General Insurance Article - Motor insurers see premiums fall by £400m to £13bn


The volume of UK motor insurance premiums has declined by approximately £400m to £13bn in the last year, according to Deloitte. Despite the decline, figures from Deloitte’s 25th annual motor insurance seminar found that insurers’ 2014 results slightly improved. Net combined ratios in 2014 stood at 101%, meaning the combined cost of claims and expenses was £101 for every £100 of net earned premium.

 This is slightly less than 2013 when the figure hit 102%. However, market premiums have been steadily declining since 2011, and it is possible that ratios in 2015 could sink to 103% and then 105% next year, suggesting insurers will face a challenging couple of years.
  
 James Rakow, insurance partner at Deloitte, said:
 “This small improvement in headline results is supported by bigger reserve releases* of 10%, which this year have been across a larger number of insurers. Some may question how this is sustainable, given increased regulatory focus from the PRA on reserve releases. There is also increased focus from the FCA on fairness to the customer on ancillary products and premium financing.
  
 Combined with low investment income, there is a definite need for motor insurers to react and improve their underwriting results to compensate for the reduction of other incomes. While premiums need to offset claims, there is a clear need for insurers to put the customer at the centre of their operations.
  
 “As for consumers, whilst these challenging conditions appear to indicate the possibility of rising premiums, the competitiveness of the motor insurance market means that by shopping around they may find a better price.
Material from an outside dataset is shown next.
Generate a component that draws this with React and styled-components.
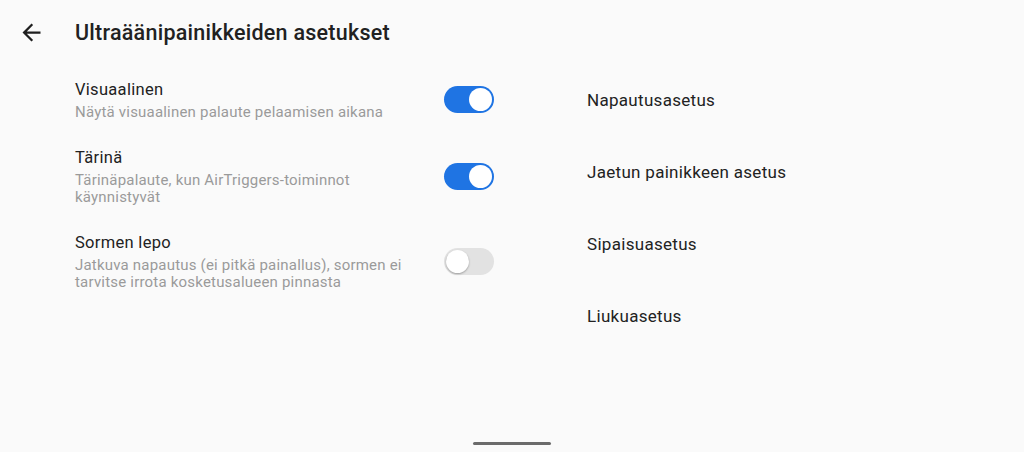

 Deloitte’s seminar also pointed to opportunities surrounding driverless cars and telematics in terms of risk pools and customer products.
  
 Sulabh Soral, insurance innovation lead at Deloitte, commented:
 “Driverless cars are expected to eventually reduce traditional risk pools. However, there is still significant uncertainty regarding the timeframe for when these cars will become the norm. The pace of change is highly dependent on multiple participants, so it is unlikely that we will see a ‘crash-less’ society any time soon. However, as this transition occurs our roads will see a mixture of new semi-autonomous vehicles as well as older vehicles creating heterogeneity. This presents a great opportunity for insurers to take advantage of the variability on the road, using telematics data to create new customer propositions and products that are tailored to an individual’s preferences and insurance requirements.”